:: Source material

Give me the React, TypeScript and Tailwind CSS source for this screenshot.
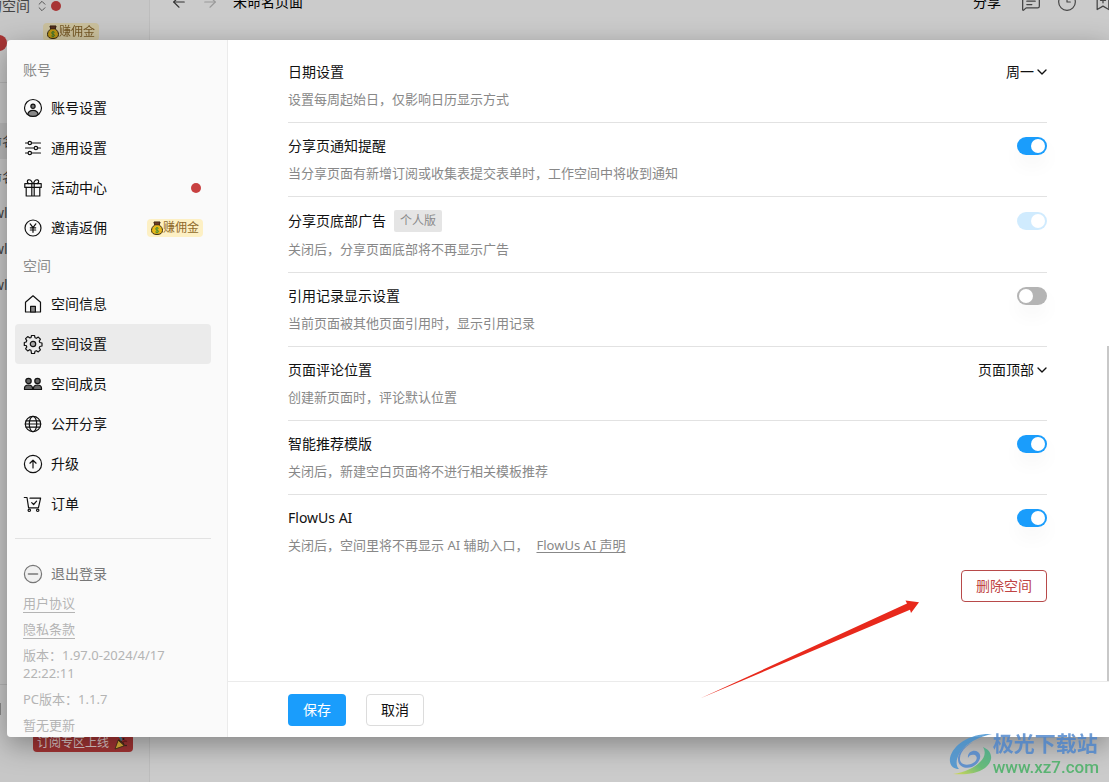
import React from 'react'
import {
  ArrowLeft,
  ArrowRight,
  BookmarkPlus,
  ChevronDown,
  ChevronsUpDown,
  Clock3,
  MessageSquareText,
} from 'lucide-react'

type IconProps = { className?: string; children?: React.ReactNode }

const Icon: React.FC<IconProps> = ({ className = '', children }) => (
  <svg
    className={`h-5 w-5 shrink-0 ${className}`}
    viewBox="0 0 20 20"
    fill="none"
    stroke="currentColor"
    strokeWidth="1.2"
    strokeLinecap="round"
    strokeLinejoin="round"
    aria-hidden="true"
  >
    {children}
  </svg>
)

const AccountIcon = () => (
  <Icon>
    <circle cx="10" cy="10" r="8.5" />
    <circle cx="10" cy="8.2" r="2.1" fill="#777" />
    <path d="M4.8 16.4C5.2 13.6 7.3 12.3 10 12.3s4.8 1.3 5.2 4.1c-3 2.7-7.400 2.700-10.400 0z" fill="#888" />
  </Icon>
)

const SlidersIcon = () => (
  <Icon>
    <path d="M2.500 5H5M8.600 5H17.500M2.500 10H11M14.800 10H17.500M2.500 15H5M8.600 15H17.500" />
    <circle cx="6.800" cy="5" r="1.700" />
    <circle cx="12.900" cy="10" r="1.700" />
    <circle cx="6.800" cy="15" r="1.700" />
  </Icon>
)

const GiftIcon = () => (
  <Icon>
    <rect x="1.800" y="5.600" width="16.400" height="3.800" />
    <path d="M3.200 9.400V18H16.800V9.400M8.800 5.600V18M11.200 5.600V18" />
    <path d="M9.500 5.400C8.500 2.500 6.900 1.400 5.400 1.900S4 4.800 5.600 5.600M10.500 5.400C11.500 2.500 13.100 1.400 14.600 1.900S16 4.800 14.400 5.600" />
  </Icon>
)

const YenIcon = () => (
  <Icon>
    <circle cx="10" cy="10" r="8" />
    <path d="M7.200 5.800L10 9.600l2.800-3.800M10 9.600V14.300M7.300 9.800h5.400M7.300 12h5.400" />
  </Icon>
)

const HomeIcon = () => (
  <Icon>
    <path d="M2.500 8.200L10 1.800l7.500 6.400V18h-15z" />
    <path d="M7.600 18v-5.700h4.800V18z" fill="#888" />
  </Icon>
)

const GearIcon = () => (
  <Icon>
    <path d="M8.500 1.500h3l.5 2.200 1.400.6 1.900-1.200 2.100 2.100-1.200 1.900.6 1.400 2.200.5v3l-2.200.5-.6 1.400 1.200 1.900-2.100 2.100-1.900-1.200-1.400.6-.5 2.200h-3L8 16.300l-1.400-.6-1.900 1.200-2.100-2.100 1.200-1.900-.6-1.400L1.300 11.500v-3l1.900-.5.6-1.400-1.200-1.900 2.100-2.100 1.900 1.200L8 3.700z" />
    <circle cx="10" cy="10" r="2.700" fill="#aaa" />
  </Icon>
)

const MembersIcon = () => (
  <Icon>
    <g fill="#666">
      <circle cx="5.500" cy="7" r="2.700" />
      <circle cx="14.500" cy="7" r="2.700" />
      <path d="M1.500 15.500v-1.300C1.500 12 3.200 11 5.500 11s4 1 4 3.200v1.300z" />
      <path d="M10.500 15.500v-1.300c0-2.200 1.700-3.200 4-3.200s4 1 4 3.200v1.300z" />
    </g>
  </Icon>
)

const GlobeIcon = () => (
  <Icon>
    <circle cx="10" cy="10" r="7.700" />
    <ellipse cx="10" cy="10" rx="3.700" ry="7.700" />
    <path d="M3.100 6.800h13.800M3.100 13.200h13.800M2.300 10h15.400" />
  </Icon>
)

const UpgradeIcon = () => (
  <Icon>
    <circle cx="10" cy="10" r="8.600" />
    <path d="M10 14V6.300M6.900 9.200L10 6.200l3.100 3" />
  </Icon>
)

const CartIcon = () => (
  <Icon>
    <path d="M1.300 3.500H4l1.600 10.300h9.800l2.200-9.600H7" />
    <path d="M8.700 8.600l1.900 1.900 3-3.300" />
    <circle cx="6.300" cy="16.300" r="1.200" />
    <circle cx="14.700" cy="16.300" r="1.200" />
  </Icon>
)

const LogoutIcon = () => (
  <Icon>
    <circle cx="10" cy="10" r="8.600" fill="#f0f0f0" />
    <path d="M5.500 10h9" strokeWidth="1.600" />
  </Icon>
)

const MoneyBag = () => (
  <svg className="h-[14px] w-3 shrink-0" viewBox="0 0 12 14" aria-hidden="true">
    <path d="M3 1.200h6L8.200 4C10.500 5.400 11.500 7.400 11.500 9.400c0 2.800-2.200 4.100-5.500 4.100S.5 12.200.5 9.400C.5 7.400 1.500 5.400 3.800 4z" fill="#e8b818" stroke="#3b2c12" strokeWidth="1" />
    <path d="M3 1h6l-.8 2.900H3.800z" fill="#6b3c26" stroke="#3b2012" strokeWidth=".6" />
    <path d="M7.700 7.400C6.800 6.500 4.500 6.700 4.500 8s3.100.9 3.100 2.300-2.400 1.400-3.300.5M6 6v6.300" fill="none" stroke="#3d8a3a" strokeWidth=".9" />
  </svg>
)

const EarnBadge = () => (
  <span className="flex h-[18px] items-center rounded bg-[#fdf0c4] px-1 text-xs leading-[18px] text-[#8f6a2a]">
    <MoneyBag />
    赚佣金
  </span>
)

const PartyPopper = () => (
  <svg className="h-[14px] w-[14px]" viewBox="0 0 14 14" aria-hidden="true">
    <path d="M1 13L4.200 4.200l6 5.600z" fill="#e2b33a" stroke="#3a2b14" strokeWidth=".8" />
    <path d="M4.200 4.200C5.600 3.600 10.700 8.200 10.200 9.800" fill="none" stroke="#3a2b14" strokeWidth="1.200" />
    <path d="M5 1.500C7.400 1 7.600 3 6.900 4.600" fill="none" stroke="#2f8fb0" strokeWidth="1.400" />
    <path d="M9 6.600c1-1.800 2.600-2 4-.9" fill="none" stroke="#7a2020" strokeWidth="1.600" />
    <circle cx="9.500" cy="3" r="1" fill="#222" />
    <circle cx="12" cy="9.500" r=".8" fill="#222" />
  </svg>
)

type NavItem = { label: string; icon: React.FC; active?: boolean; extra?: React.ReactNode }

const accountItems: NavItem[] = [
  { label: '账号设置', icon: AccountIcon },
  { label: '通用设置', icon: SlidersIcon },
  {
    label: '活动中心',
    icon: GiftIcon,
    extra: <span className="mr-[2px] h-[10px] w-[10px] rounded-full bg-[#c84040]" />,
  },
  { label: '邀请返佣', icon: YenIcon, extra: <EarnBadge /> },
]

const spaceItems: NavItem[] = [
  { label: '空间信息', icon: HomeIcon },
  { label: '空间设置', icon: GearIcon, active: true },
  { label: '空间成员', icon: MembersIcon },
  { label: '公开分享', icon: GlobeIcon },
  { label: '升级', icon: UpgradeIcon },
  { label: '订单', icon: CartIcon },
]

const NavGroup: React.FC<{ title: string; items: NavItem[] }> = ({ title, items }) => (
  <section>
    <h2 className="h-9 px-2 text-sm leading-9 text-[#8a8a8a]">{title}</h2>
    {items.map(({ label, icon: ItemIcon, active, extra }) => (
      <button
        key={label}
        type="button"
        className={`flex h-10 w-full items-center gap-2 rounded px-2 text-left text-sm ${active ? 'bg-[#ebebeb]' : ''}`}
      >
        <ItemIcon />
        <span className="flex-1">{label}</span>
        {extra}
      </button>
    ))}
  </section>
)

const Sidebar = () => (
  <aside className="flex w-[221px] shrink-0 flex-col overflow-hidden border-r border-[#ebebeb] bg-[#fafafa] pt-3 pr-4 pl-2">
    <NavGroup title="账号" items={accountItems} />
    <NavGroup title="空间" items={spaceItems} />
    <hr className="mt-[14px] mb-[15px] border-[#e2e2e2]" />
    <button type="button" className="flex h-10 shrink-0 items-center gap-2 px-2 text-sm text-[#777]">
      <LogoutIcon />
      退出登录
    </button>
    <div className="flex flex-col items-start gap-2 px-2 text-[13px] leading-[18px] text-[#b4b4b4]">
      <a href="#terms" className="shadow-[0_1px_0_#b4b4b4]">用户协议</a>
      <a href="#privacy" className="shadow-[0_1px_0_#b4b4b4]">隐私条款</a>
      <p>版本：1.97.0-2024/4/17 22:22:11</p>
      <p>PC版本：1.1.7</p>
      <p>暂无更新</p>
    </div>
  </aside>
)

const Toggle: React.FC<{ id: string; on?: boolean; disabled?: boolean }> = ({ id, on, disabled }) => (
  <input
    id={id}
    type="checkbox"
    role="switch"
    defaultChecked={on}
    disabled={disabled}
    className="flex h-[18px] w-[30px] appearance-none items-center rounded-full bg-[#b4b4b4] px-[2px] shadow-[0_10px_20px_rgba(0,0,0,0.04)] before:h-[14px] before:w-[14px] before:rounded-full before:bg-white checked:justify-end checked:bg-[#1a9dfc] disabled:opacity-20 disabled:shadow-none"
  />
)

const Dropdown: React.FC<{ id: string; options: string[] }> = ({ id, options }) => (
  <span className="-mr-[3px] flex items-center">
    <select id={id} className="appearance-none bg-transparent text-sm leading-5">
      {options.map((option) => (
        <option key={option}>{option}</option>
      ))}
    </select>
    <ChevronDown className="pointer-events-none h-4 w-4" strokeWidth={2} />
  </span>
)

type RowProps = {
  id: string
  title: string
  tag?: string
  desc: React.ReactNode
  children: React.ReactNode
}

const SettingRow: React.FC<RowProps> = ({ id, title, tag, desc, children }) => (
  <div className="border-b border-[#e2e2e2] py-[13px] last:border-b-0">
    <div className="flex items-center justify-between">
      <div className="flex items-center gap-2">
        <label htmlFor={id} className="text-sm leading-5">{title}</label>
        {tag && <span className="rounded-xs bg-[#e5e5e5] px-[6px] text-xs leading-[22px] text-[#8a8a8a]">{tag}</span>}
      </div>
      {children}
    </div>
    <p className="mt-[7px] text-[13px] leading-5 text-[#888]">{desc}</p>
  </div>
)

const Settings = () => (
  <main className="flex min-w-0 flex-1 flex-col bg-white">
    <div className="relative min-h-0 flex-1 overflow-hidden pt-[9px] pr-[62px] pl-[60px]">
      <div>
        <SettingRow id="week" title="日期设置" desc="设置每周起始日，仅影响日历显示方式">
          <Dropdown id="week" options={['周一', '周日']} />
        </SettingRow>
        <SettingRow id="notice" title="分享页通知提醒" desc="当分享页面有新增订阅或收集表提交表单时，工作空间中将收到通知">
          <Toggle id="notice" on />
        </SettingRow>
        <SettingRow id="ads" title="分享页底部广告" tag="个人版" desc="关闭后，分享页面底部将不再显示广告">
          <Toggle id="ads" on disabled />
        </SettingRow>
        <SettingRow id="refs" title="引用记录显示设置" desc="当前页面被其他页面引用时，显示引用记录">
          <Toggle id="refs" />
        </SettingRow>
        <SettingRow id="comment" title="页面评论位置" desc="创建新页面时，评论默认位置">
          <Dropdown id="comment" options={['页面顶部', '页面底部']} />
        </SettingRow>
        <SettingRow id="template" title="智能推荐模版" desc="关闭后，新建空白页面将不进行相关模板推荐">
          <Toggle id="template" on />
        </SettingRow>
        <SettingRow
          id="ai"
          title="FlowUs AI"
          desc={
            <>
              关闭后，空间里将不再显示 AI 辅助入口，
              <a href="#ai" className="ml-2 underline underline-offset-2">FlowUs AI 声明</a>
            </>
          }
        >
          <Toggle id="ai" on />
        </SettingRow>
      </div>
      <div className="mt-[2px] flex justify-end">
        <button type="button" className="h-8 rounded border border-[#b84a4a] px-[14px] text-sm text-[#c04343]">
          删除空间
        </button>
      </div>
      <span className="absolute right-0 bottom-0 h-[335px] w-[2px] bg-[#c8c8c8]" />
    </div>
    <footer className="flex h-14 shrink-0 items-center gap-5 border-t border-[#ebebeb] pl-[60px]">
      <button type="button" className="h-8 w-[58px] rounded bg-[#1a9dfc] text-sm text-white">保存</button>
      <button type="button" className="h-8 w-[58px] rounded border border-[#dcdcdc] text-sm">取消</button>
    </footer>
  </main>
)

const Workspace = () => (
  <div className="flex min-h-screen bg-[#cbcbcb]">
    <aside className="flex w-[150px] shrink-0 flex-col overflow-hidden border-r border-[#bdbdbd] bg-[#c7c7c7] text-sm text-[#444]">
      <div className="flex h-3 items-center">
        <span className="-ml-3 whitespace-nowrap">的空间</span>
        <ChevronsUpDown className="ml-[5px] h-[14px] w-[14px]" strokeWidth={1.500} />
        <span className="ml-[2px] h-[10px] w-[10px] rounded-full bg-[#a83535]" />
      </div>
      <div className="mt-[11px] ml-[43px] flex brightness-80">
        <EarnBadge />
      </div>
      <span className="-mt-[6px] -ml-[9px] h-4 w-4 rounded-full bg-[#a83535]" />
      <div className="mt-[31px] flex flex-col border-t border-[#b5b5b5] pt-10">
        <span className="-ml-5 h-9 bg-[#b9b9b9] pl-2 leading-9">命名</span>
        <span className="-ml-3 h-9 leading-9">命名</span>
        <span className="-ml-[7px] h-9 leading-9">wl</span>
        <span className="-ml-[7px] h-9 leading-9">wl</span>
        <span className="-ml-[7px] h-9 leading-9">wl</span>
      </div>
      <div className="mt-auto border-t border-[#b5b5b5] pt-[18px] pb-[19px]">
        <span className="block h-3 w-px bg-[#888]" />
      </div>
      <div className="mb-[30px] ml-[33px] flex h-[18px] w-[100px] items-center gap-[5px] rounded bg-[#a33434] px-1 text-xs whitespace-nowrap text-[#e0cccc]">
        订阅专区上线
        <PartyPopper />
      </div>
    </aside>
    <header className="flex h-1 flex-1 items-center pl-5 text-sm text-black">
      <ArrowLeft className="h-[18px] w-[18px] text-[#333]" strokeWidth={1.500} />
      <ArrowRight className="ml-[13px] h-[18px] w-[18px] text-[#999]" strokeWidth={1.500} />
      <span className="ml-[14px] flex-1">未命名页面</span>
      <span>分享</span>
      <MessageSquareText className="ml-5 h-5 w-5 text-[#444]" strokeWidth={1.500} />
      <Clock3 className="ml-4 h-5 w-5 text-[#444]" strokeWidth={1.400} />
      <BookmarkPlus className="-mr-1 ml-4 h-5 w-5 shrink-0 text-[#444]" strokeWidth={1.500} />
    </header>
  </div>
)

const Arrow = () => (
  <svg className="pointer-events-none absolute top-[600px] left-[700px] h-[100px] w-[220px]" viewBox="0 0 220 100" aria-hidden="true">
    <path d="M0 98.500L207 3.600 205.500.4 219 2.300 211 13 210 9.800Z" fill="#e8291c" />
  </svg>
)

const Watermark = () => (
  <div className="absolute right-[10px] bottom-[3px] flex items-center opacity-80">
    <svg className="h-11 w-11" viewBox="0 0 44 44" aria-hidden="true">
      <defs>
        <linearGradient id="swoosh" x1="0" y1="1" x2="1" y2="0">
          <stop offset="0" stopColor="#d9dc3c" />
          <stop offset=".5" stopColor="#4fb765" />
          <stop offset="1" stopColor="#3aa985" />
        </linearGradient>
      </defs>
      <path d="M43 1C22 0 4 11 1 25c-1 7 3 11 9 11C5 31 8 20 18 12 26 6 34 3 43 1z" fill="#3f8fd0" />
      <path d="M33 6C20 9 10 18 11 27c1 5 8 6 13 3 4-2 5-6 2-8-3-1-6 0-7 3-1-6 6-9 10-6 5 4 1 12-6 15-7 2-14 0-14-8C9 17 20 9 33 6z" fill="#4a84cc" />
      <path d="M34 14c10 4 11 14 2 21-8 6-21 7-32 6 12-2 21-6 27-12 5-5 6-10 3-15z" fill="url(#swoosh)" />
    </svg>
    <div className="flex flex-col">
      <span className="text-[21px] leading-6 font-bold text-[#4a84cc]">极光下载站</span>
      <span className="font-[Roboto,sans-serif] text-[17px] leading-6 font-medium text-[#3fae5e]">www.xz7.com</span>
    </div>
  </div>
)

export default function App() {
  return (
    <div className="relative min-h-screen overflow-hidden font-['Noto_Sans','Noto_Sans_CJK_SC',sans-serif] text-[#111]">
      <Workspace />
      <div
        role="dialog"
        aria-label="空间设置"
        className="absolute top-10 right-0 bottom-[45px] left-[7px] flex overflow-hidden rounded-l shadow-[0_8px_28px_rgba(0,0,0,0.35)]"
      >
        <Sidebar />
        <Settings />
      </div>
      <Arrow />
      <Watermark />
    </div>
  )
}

::::

Set problem: Output exactly the span of lines from the top of the listing through the line holding "string; children?: React.ReactNode", and leave every picture out.

Complete output:
Give me the React, TypeScript and Tailwind CSS source for this screenshot.
import React from 'react'
import {
  ArrowLeft,
  ArrowRight,
  BookmarkPlus,
  ChevronDown,
  ChevronsUpDown,
  Clock3,
  MessageSquareText,
} from 'lucide-react'

type IconProps = { className?: string; children?: React.ReactNode }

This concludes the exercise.